Blender is specifically designed to keep its versions separate from each other. Any time you do a standard install of a blender version N.MM.x it is installed in various directories that have N.MM in their paths, so your 2.93 version will install its files in directories like .../Blender/2.93/...
and your 3.0 version will install in directories like .../Blender/3.0/...
. This includes both Blender's own files and any Add-Ons. You can find out more at Blender's Directory Layout which describes in more details, including the paths that I used ...
to represent, for Linux, MacOS, and Windows.
One downside of this is that if you install 3.0 you'll also have to reinstall any add-ons that you've downloaded and installed. Be sure to check the add-on's site and download the version for 3.0. Blenderkit, for example has different versions for 2.9 and earlier than for 3.0. Because Python compatibility was broken in 3.0 this will be true for many add-ons.
Note that Blender makes a strong effort to be backward compatible: Blend files from earlier versions are likely to be useable with later versions, so you should mostly be able to read your 2.93 files with 3.0 Blender. There are known issues with this update, since it is the first major release of Blender in 21 years. Geometry nodes, for example changed a lot from 2.93 to 3.0 and many geometry node setups simply won't work.
The most frequently reported compatibility problem is that 3.0 uses Cycles X, a rewrite of Cycles. If you render using Cycles, many settings have changed and you may have to fiddle with settings to get equivalent renders. EEVEE doesn't seem to have similar problems.
Blender does not (and cannot) maintain forward compatibility.

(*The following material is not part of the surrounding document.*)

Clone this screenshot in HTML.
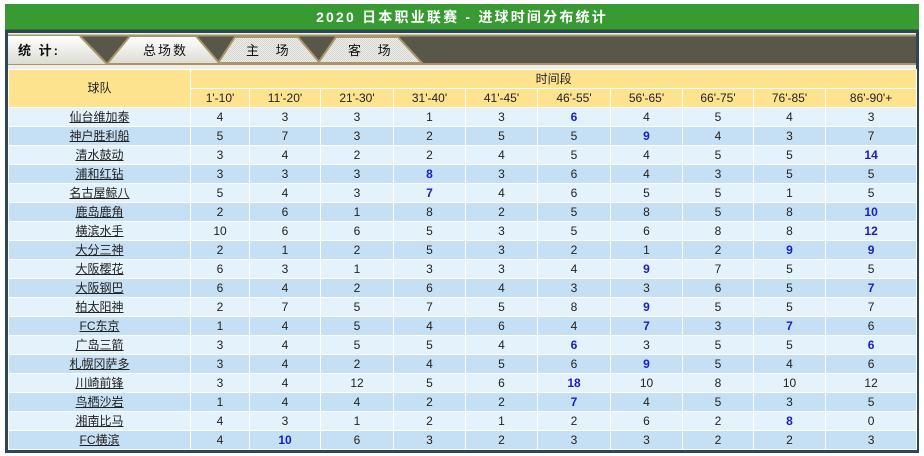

If you read a 2.93 file with 3.0 save it with a different file name, or don't save it. Once it has been saved as a 3.0 Blend file it may not be usable with 2.93
You can read a lot more details about what changed in the Release Notes. (or the friendly version.)
There are also a lot of tutorials on what has changed. I can't list them all here, but you should look for ones that matter most to you.